Logical pages are a way of dividing a file into coarse divisions. This is analogous to dividing a paper into sections, and Hemlock provides primitives for moving between the pages of a file and listing a directory of the page titles. Pages are separated by Page Delimiter characters (see section sys-def-chars) that appear at the beginning of a line.

Function: goto-page mark n

This moves mark to the absolute page numbered n. If there are less than n pages, it signals an editor-error. If it returns, it returns mark. Hemlock numbers pages starting with one for the page delimited by the beginning of the buffer and the first Page Delimiter (or the end of the buffer).

Function: page-offset mark n

This moves mark forward n (-n backwards, if n is negative) Page Delimiter characters that are in the zero’th line position. If a Page Delimiter is the immediately next character after mark (or before mark, if n is negative), then skip it before starting.
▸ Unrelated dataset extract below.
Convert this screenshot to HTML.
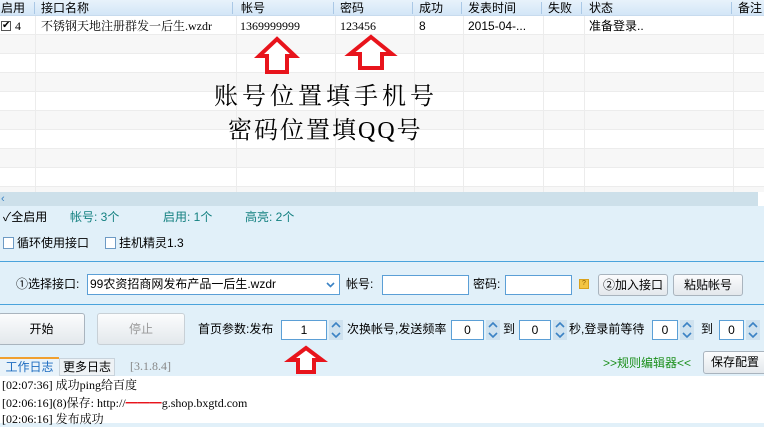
<!DOCTYPE html>
<html><head><meta charset="utf-8"><style>
*{margin:0;padding:0;box-sizing:border-box}
body{width:764px;height:423px;overflow:hidden;position:relative;background:#e1f0f9;font-family:"Liberation Sans","Noto Sans CJK SC",sans-serif;font-size:12px;color:#000}
.a{position:absolute;white-space:nowrap}
.hd{position:absolute;left:0;top:0;width:764px;height:16px;background:linear-gradient(#e8f2fb,#d3e6f7);border-bottom:1px solid #c7dbee}
.row{position:absolute;left:0;width:764px;height:19px;border-bottom:1px solid #ececec}
.vl{position:absolute;top:0;width:1px;height:192px;background:#ececec}
.hv{position:absolute;top:2px;width:1px;height:12px;background:#aac8e6}
.inp{position:absolute;background:#fff;border:1px solid #5b9fd6;text-align:center}
.btn{position:absolute;border:1px solid #a9b4be;border-radius:3px;background:linear-gradient(#fbfcfd,#e3e8ec);text-align:center}
.sp{position:absolute;width:14px;height:20px;background:#cfe2ef}
.cb{position:absolute;width:11px;height:12px;border:1px solid #6d9ac4;background:#fff}
.log{font-family:"Liberation Serif","Noto Serif CJK SC",serif}
</style></head><body>
<div style="position:absolute;left:0;top:0;width:764px;height:192px;background:#fff"></div>
<div class="row" style="top:16px;background:#fff"></div>
<div class="row" style="top:35px;background:#f7f7f7"></div>
<div class="row" style="top:54px;background:#fff"></div>
<div class="row" style="top:73px;background:#f7f7f7"></div>
<div class="row" style="top:92px;background:#fff"></div>
<div class="row" style="top:111px;background:#f7f7f7"></div>
<div class="row" style="top:130px;background:#fff"></div>
<div class="row" style="top:149px;background:#f7f7f7"></div>
<div class="row" style="top:168px;background:#fff"></div>
<div class="row" style="top:187px;background:#f7f7f7"></div>
<div class="vl" style="left:35px"></div><div class="vl" style="left:236px"></div><div class="vl" style="left:335px"></div><div class="vl" style="left:414px"></div><div class="vl" style="left:463px"></div><div class="vl" style="left:543px"></div><div class="vl" style="left:584px"></div><div class="vl" style="left:733px"></div>
<div class="hd"></div>
<div class="hv" style="left:34px"></div><div class="hv" style="left:232px"></div><div class="hv" style="left:333px"></div><div class="hv" style="left:412px"></div><div class="hv" style="left:461px"></div><div class="hv" style="left:541px"></div><div class="hv" style="left:581px"></div><div class="hv" style="left:731px"></div>
<div class="a" style="left:1px;top:0;line-height:16px">启用</div>
<div class="a" style="left:41px;top:0;line-height:16px">接口名称</div>
<div class="a" style="left:241px;top:0;line-height:16px">帐号</div>
<div class="a" style="left:340px;top:0;line-height:16px">密码</div>
<div class="a" style="left:419px;top:0;line-height:16px">成功</div>
<div class="a" style="left:468px;top:0;line-height:16px">发表时间</div>
<div class="a" style="left:548px;top:0;line-height:16px">失败</div>
<div class="a" style="left:589px;top:0;line-height:16px">状态</div>
<div class="a" style="left:738px;top:0;line-height:16px">备注</div>
<div class="a" style="left:1px;top:21px;width:10px;height:10px;border:1px solid #555;background:#fff;font-size:10px;line-height:8px;text-align:center">✔</div>
<div class="a log" style="left:15px;top:17px;line-height:18px">4</div>
<div class="a log" style="left:41px;top:17px;line-height:18px">不锈钢天地注册群发一后生.wzdr</div>
<div class="a log" style="left:240px;top:17px;line-height:18px">1369999999</div>
<div class="a log" style="left:340px;top:17px;line-height:18px">123456</div>
<div class="a" style="left:419px;top:17px;line-height:18px">8</div>
<div class="a" style="left:468px;top:17px;line-height:18px">2015-04-...</div>
<div class="a" style="left:589px;top:17px;line-height:18px">准备登录..</div>
<svg class="a" style="left:0;top:0" width="764" height="423">
<g fill="#fff" stroke="#e8141c" stroke-width="4">
<polygon points="277,39 295,56 287,56 287,72 267,72 267,56 259,56"/>
<polygon points="371,37 392,54 382,54 382,68 360,68 360,54 350,54"/>
<polygon points="306,348 322,360 314,360 314,372 298,372 298,360 290,360"/>
</g></svg>
<div class="a" style="left:214px;top:82px;font-family:'Liberation Serif','Noto Serif CJK SC',serif;font-size:24px;letter-spacing:4px;line-height:30px">账号位置填手机号</div>
<div class="a" style="left:228px;top:116px;font-family:'Liberation Serif','Noto Serif CJK SC',serif;font-size:24px;letter-spacing:2px;line-height:30px">密码位置填QQ号</div>
<div class="a" style="left:0;top:192px;width:758px;height:14px;background:#cde0ea;color:#3b82c4;font-size:11px;line-height:14px;padding-left:1px">‹</div>
<div class="a" style="left:758px;top:192px;width:6px;height:14px;background:#fff"></div>
<div class="a" style="left:3px;top:209px;line-height:16px">✓全启用</div>
<div class="a" style="left:70px;top:209px;line-height:16px;color:#138080">帐号: 3个</div>
<div class="a" style="left:163px;top:209px;line-height:16px;color:#138080">启用: 1个</div>
<div class="a" style="left:245px;top:209px;line-height:16px;color:#138080">高亮: 2个</div>
<div class="cb" style="left:3px;top:237px"></div><div class="a" style="left:17px;top:235px;line-height:16px">循环使用接口</div>
<div class="cb" style="left:105px;top:237px"></div><div class="a" style="left:119px;top:235px;line-height:16px">挂机精灵1.3</div>
<div class="a" style="left:0;top:261px;width:764px;height:1px;background:#4aa3dc"></div>
<div class="a" style="left:16px;top:276px;line-height:16px">①选择接口:</div>
<div class="inp" style="left:87px;top:274px;width:253px;height:21px;text-align:left;padding-left:2px;line-height:19px">99农资招商网发布产品一后生.wzdr<svg style="position:absolute;right:4px;top:7px" width="9" height="6"><path d="M1 1L4.5 4.5L8 1" stroke="#3b82c4" stroke-width="1.6" fill="none"/></svg></div>
<div class="a" style="left:346px;top:276px;line-height:16px">帐号:</div>
<div class="inp" style="left:382px;top:275px;width:87px;height:20px"></div>
<div class="a" style="left:473px;top:276px;line-height:16px">密码:</div>
<div class="inp" style="left:505px;top:275px;width:67px;height:20px"></div>
<div class="a" style="left:579px;top:279px;width:10px;height:10px;background:#f3c544;border:1px solid #d9a21e;font-size:7px;line-height:8px;text-align:center;color:#8a5a00">?</div>
<div class="btn" style="left:598px;top:274px;width:70px;height:22px;line-height:20px">②加入接口</div>
<div class="btn" style="left:673px;top:274px;width:70px;height:22px;line-height:20px">粘贴帐号</div>
<div class="a" style="left:0;top:304px;width:764px;height:1px;background:#4aa3dc"></div>
<div class="btn" style="left:-2px;top:313px;width:87px;height:32px;line-height:30px">开始</div>
<div class="btn" style="left:97px;top:313px;width:88px;height:32px;line-height:30px;color:#999;border-color:#c8d0d6">停止</div>
<div class="a" style="left:198px;top:321px;line-height:16px">首页参数:发布</div>
<div class="inp" style="left:281px;top:320px;width:46px;height:20px;line-height:18px">1</div>
<div class="a" style="left:347px;top:321px;line-height:16px">次换帐号,发送频率</div>
<div class="inp" style="left:451px;top:320px;width:33px;height:20px;line-height:18px">0</div>
<div class="a" style="left:503px;top:321px;line-height:16px">到</div>
<div class="inp" style="left:519px;top:320px;width:32px;height:20px;line-height:18px">0</div>
<div class="a" style="left:569px;top:321px;line-height:16px">秒,登录前等待</div>
<div class="inp" style="left:652px;top:320px;width:26px;height:20px;line-height:18px">0</div>
<div class="a" style="left:701px;top:321px;line-height:16px">到</div>
<div class="inp" style="left:719px;top:320px;width:25px;height:20px;line-height:18px">0</div>
<svg class="a" style="left:0;top:0" width="764" height="423"><defs><g id="s"><rect width="14" height="20" fill="#cfe2ef"/><path d="M3 7L7 3L11 7M3 13L7 17L11 13" stroke="#3b82c4" stroke-width="1.6" fill="none"/></g></defs>
<use href="#s" x="329" y="320"/><use href="#s" x="486" y="320"/><use href="#s" x="553" y="320"/><use href="#s" x="680" y="320"/><use href="#s" x="746" y="320"/></svg>
<div class="a" style="left:0;top:357px;width:59px;height:19px;background:#e9f3fa;border-top:2px solid #f0a030;color:#1d6cc0;text-align:center;line-height:17px">工作日志</div>
<div class="a" style="left:59px;top:358px;width:56px;height:18px;background:#eef2f5;border:1px solid #c8d3dc;text-align:center;line-height:16px">更多日志</div>
<div class="a log" style="left:130px;top:358px;line-height:16px;color:#888">[3.1.8.4]</div>
<div class="a" style="left:603px;top:355px;line-height:16px;color:#1b8f1b">&gt;&gt;规则编辑器&lt;&lt;</div>
<div class="btn" style="left:703px;top:351px;width:64px;height:23px;line-height:21px">保存配置</div>
<div class="a" style="left:0;top:376px;width:764px;height:47px;background:#fff"></div>
<div class="a log" style="left:2px;top:377px;line-height:16px">[02:07:36] 成功ping给百度</div>
<div class="a log" style="left:2px;top:395px;line-height:16px">[02:06:16](8)保存: http://<span style="color:#e8141c">&#9473;&#9473;&#9473;</span>g.shop.bxgtd.com</div>
<div class="a log" style="left:2px;top:411px;line-height:16px">[02:06:16] 发布成功</div>
</body></html>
This always moves mark, and if there were enough pages to move over, it returns mark; otherwise, it returns nil.

Function: page-directory buffer

This returns a list of each first non-blank line in buffer that follows a Page Delimiter character that is in the zero’th line position. This includes the first line of the buffer as the first page title. If a page is empty, then its title is the empty string.

Function: display-page-directory stream directory

This writes the list of strings, directory, to stream, enumerating them in a field three wide. The number and string are separated by two spaces, and the first line contains headings for the page numbers and title strings.